As a kid music was available on the radio, on vinyl, cassette, and eventually on CD. Once I had a copy I could play it wherever I had a playback device, and given appropriate equipment make copies of it. I recorded songs off the radio and ripped my favourite records from vinyl to cassette to make mixtapes that I could play in my car. Then a few years later I took those records, and my favourite mixtapes, and ripped them onto my computer to burn them onto CDs as CD audio I could play in my car. Then as MP3s onto more CDs and MP3 players as the devices developed. I accepted that the tools and the formats would change more or less every time, and that even now decades later than some of the first recordings were made I am still updating metadata or reripping originals to improve the quality and playback experience.
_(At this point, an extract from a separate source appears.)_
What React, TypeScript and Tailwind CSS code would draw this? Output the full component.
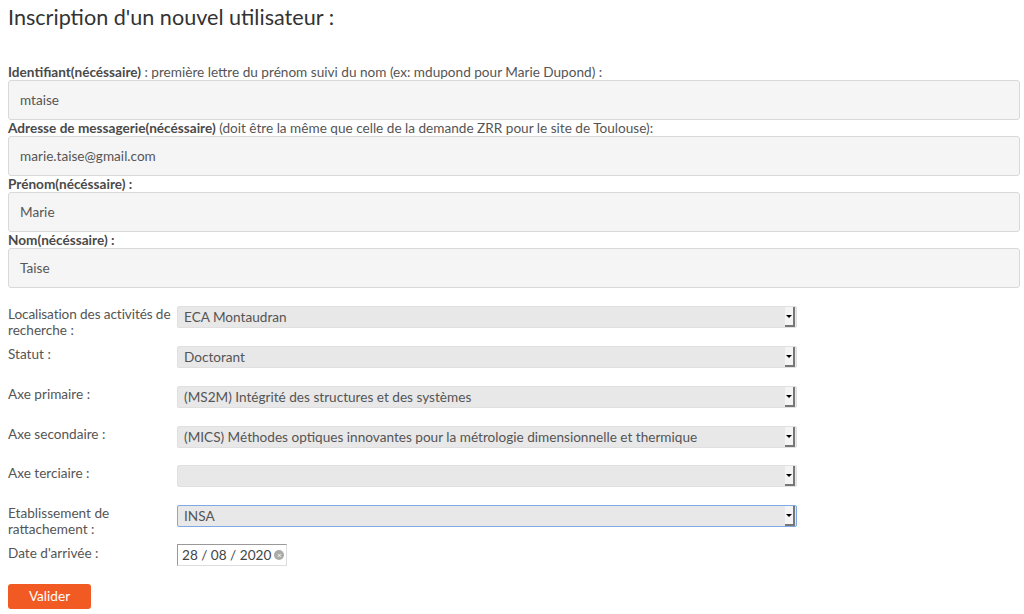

It's the same with technology. I've lost count of the social networks I've tried that died. Operating systems have faired a bit better, but only because I started in Unix like environments and am back in Linux most of the time after annoying years of Windows updates and Mac incompatibilities. So why are we surprised when people get tired and decide to take a break? Why do we expect services to last forever when fifteen or twenty years ago they didn't even exist?
Is it just differing expectations? I don't expect my social media posts to last forever, and even this blog was created as an experiment to see if I'd write again after deleting countless earlier services. I don't know, but it is interesting to see how our relationship with what was niche technology only a couple of decades ago.